## BEGIN PROVIDED MATERIAL
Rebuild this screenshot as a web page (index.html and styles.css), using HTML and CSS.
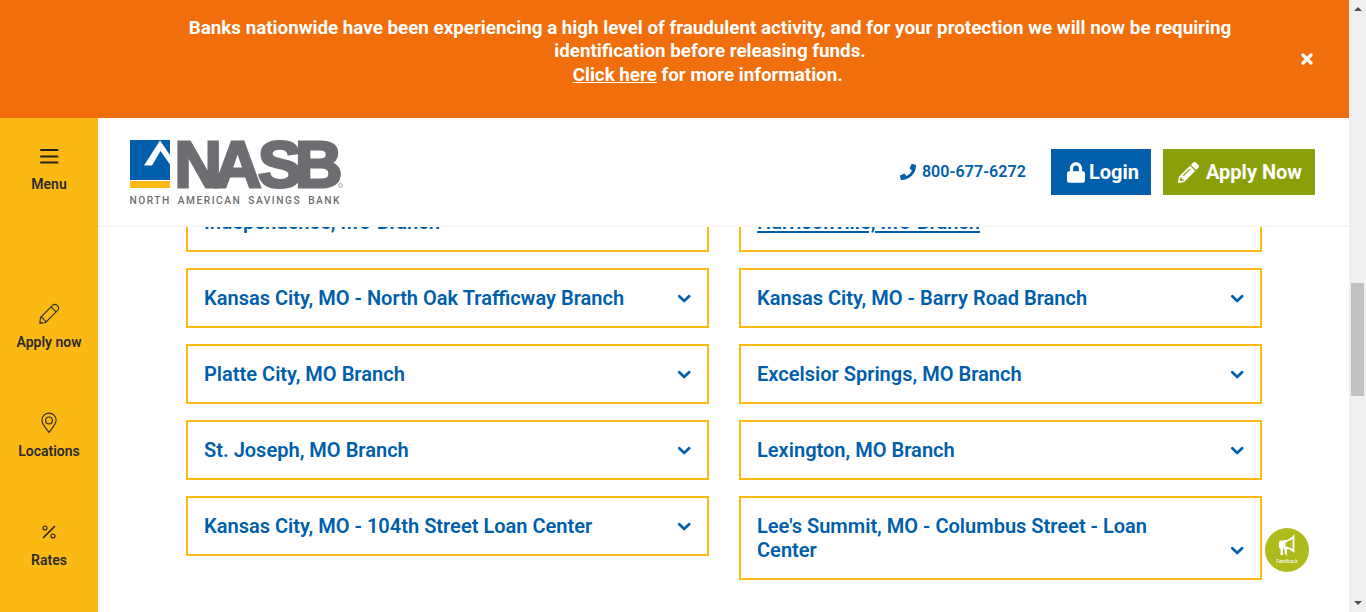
FILE: index.html
```html
<!DOCTYPE html>
<html lang="en">
<head>
<meta charset="utf-8">
<title>NASB Branch Locations</title>
<link rel="stylesheet" href="styles.css">
</head>
<body>
<svg class="symbols" aria-hidden="true">
  <symbol id="chevron" viewBox="0 0 14 10"><path d="M2.300 2.300l4.900 4.700 4.900-4.700" fill="none" stroke="currentColor" stroke-width="2.700" stroke-linecap="round" stroke-linejoin="miter"/></symbol>
</svg>
<div class="window">
  <div class="page">
    <div class="banner">
      <p class="banner-text">Banks nationwide have been experiencing a high level of fraudulent activity, and for your protection we will now be requiring identification before releasing funds.<br><a class="banner-link" href="#">Click here</a> for more information.&nbsp;</p>
      <button class="banner-close" aria-label="Close"><svg width="12" height="12" viewBox="0 0 12 12"><path d="M2 2l8 8M10 2l-8 8" stroke="#fff" stroke-width="3.2" stroke-linecap="round"/></svg></button>
    </div>
    <div class="body">
      <nav class="sidebar">
        <a class="side-item side-menu" href="#">
          <svg class="side-icon" viewBox="0 0 24 24"><path d="M4 6h16.500M4 12.500h16.500M4 18.500h16.500" stroke="#222" stroke-width="2" stroke-linecap="round"/></svg>
          <span>Menu</span>
        </a>
        <a class="side-item" href="#">
          <svg class="side-icon" viewBox="0 0 24 24" fill="none" stroke="#333" stroke-width="1.1" stroke-linejoin="round"><path d="M2.800 21.500L3.500 15.500 15.800 3.200Q18 1.300 20.400 3.600T20.900 8.200L8.600 20.500zM14.100 4.900l5 5M3.500 15.500l2.500.2.4 2.100 2 .4.2 2.300M3 19.500l1.700 1.700"/></svg>
          <span>Apply now</span>
        </a>
        <a class="side-item" href="#">
          <svg class="side-icon" viewBox="0 0 24 24" fill="none" stroke="#333" stroke-width="1.2"><path d="M12 21.500C9 17 4.900 13.200 4.900 9.200a7.100 7.100 0 0 1 14.200 0C19.100 13.200 15 17 12 21.500z"/><circle cx="12" cy="9.400" r="3.400"/></svg>
          <span>Locations</span>
        </a>
        <a class="side-item" href="#">
          <svg class="side-icon" viewBox="0 0 24 24" fill="none" stroke="#222"><path d="M6.500 17.500L17.500 6.500" stroke-width="1.6" stroke-linecap="round"/><circle cx="8" cy="8" r="2" stroke-width="1.100"/><circle cx="16" cy="16" r="2" stroke-width="1.100"/></svg>
          <span>Rates</span>
        </a>
      </nav>
      <div class="content">
        <header class="header">
          <svg class="logo" width="216" height="70" viewBox="0 0 216 70">
            <rect y="2" width="40" height="40" fill="#005eab"/>
            <rect y="43" width="40" height="7" fill="#fdb913"/>
            <path d="M14 27.500L30 2.500 40 17V26.500L30.500 13 22 27.500z" fill="#fff"/>
            <text class="logo-name" x="44.500 84 128 165" y="48.600">NASB</text>
            <circle cx="210.500" cy="47.500" r="1.900" fill="none" stroke="#6d6e71" stroke-width=".6"/>
            <text class="logo-tag" x="-.500" y="66" textLength="210">NORTH AMERICAN SAVINGS BANK</text>
          </svg>
          <div class="actions">
            <a class="phone" href="#"><svg width="16" height="16" viewBox="0 0 512 512"><path fill="currentColor" d="M493.400 24.600l-104-24c-11.300-2.600-22.900 3.300-27.500 13.900l-48 112c-4.200 9.800-1.400 21.300 6.900 28l60.600 49.600c-36 76.700-98.900 140.500-177.200 177.200l-49.600-60.600c-6.800-8.300-18.200-11.100-28-6.900l-112 48C3.900 366.500-2 378.100.6 389.400l24 104C27.100 504.200 36.700 512 48 512c256.100 0 464-207.500 464-464 0-11.200-7.700-20.900-18.600-23.400z"/></svg>800-677-6272</a>
            <a class="button login" href="#"><svg width="18" height="21" viewBox="0 0 448 512"><path fill="currentColor" d="M400 224h-24v-72C376 68.200 307.800 0 224 0S72 68.200 72 152v72H48c-26.500 0-48 21.500-48 48v192c0 26.500 21.500 48 48 48h352c26.500 0 48-21.500 48-48V272c0-26.500-21.500-48-48-48zm-104 0H152v-72c0-39.700 32.300-72 72-72s72 32.300 72 72v72z"/></svg>Login</a>
            <a class="button apply" href="#"><svg width="21" height="21" viewBox="0 0 512 512"><path fill="currentColor" d="M497.900 142.100l-46.100 46.100c-4.700 4.700-12.300 4.700-17 0l-111-111c-4.700-4.700-4.700-12.300 0-17l46.100-46.100c18.700-18.700 49.100-18.700 67.900 0l60.100 60.100c18.800 18.700 18.800 49.100 0 67.900zM284.200 99.800L21.600 362.400.4 483.900c-2.900 16.400 11.400 30.600 27.800 27.800l121.500-21.300 262.600-262.600c4.700-4.700 4.700-12.300 0-17l-111-111c-4.800-4.700-12.400-4.700-17.100 0zM124.100 339.900c-5.500-5.500-5.500-14.300 0-19.800l154-154c5.500-5.500 14.300-5.500 19.800 0s5.500 14.300 0 19.800l-154 154c-5.500 5.500-14.300 5.500-19.800 0zM88 424h48v36.300l-64.500 11.300-31.100-31.100L51.700 376H88v48z"/></svg>Apply Now</a>
          </div>
        </header>
        <main class="branches">
          <div class="column">
            <a class="branch" href="#"><span class="name">Independence, MO Branch</span><svg class="chevron"><use href="#chevron"/></svg></a>
            <a class="branch" href="#"><span class="name">Kansas City, MO - North Oak Trafficway Branch</span><svg class="chevron"><use href="#chevron"/></svg></a>
            <a class="branch" href="#"><span class="name">Platte City, MO Branch</span><svg class="chevron"><use href="#chevron"/></svg></a>
            <a class="branch" href="#"><span class="name">St. Joseph, MO Branch</span><svg class="chevron"><use href="#chevron"/></svg></a>
            <a class="branch" href="#"><span class="name">Kansas City, MO - 104th Street Loan Center</span><svg class="chevron"><use href="#chevron"/></svg></a>
          </div>
          <div class="column">
            <a class="branch active" href="#"><span class="name">Harrisonville, MO Branch</span><svg class="chevron"><use href="#chevron"/></svg></a>
            <a class="branch" href="#"><span class="name">Kansas City, MO - Barry Road Branch</span><svg class="chevron"><use href="#chevron"/></svg></a>
            <a class="branch" href="#"><span class="name">Excelsior Springs, MO Branch</span><svg class="chevron"><use href="#chevron"/></svg></a>
            <a class="branch" href="#"><span class="name">Lexington, MO Branch</span><svg class="chevron"><use href="#chevron"/></svg></a>
            <a class="branch" href="#"><span class="name">Lee's Summit, MO - Columbus Street - Loan Center</span><svg class="chevron"><use href="#chevron"/></svg></a>
          </div>
        </main>
      </div>
    </div>
  </div>
  <div class="scrollbar">
    <svg width="8" height="4" viewBox="0 0 8 4"><path d="M0 4l4-4 4 4z" fill="#505050"/></svg>
    <div class="thumb"></div>
    <svg class="scroll-down" width="8" height="4" viewBox="0 0 8 4"><path d="M0 0h8L4 4z" fill="#505050"/></svg>
  </div>
  <a class="feedback" href="#">
    <svg width="18" height="24" viewBox="0 0 18 24"><path d="M6 7.500Q12 6.500 15.500 2.500V17Q12 14 8 13.500" fill="none" stroke="#fff" stroke-width="1.800"/><path d="M2.500 6.500h6.500v2H7.500v4.500h1.500v9L6.500 19v-4.500H5V21H2.500v-6L1 13.500V8z" fill="#fff"/></svg>
    <span>Feedback</span>
  </a>
</div>
</body>
</html>
```
FILE: styles.css
```css
* { box-sizing: border-box; }
body { margin: 0; font-family: Roboto, "Liberation Sans", sans-serif; background: #fff; }
a { color: inherit; text-decoration: none; }
.symbols { display: none; }
.window { display: flex; width: 1366px; height: 612px; overflow: hidden; }
.page { flex: 1; display: flex; flex-direction: column; }

.banner { display: flex; align-items: center; height: 118px; padding: 0 36px 0 175px; background: #f06e0c; color: #fff; }
.banner-text { flex: 1; height: 84px; margin: 0; padding: 0 56px 0 0; font-size: 18.8px; font-weight: 700; line-height: 23.4px; text-align: center; }
.banner-link { text-decoration: underline; }
.banner-close { display: flex; padding: 0; border: 0; background: none; }

.body { flex: 1; display: flex; min-height: 0; }
.sidebar { width: 98px; padding-top: 26px; background: #fdb913; }
.side-item { display: flex; flex-direction: column; align-items: center; gap: 8px; height: 109px; color: #2b2b2b; font-size: 14px; font-weight: 600; line-height: 16px; }
.side-menu { height: 158px; }
.side-icon { width: 24px; height: 24px; }
.content { flex: 1; display: flex; flex-direction: column; min-width: 0; }

.header { display: flex; justify-content: space-between; flex: none; height: 109px; padding: 20px 34px 0 32px; border-bottom: 2px solid #f7f7f7; }
.logo { overflow: visible; }
.logo-name { font: 700 65.5px "Liberation Sans", sans-serif; fill: #6d6e71; stroke: #6d6e71; stroke-width: 3px; }
.logo-tag { font: 500 10.2px Roboto, sans-serif; fill: #6d6e71; word-spacing: 3px; }
.actions { display: flex; align-items: center; height: 68px; }
.phone { display: flex; align-items: center; gap: 6px; margin-right: 25px; color: #005eab; font-size: 16px; font-weight: 600; letter-spacing: .08px; line-height: 18px; }
.button { display: flex; align-items: center; height: 46px; color: #fff; font-size: 20px; font-weight: 700; }
.login { width: 100px; padding-left: 16px; gap: 4px; background: #005eab; }
.apply { width: 152px; margin-left: 12px; padding-left: 15px; gap: 7px; background: #8a9f0a; }

.branches { flex: 1; display: grid; grid-template-columns: 523px 523px; gap: 30px; padding-left: 88px; overflow: hidden; }
.column { display: flex; flex-direction: column; gap: 16px; margin-top: -35px; }
.branch { display: flex; align-items: flex-end; justify-content: space-between; flex: none; min-height: 60px; padding: 16px; border: 2px solid #fdb913; color: #005eab; font-size: 20.05px; font-weight: 600; line-height: 24px; }
.name { max-width: 440px; }
.active .name { text-decoration: underline; }
.chevron { width: 14px; height: 10px; margin-bottom: 6px; }

.scrollbar { display: flex; flex-direction: column; align-items: center; width: 17px; padding: 7px 0; background: #f0f0f0; }
.thumb { width: 13px; height: 113px; margin-top: 272px; background: #c1c1c1; }
.scroll-down { margin-top: auto; }
.feedback { position: absolute; left: 1265px; top: 528px; display: flex; flex-direction: column; align-items: center; width: 44px; height: 44px; padding-top: 6px; border-radius: 50%; background: #afba1d; color: #fff; font-size: 5px; line-height: 6px; }
```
## END PROVIDED MATERIAL
Search the data for the string "styles". List each line that has it.

**TASK ANSWER:**
Rebuild this screenshot as a web page (index.html and styles.css), using HTML and CSS.
<link rel="stylesheet" href="styles.css">
FILE: styles.css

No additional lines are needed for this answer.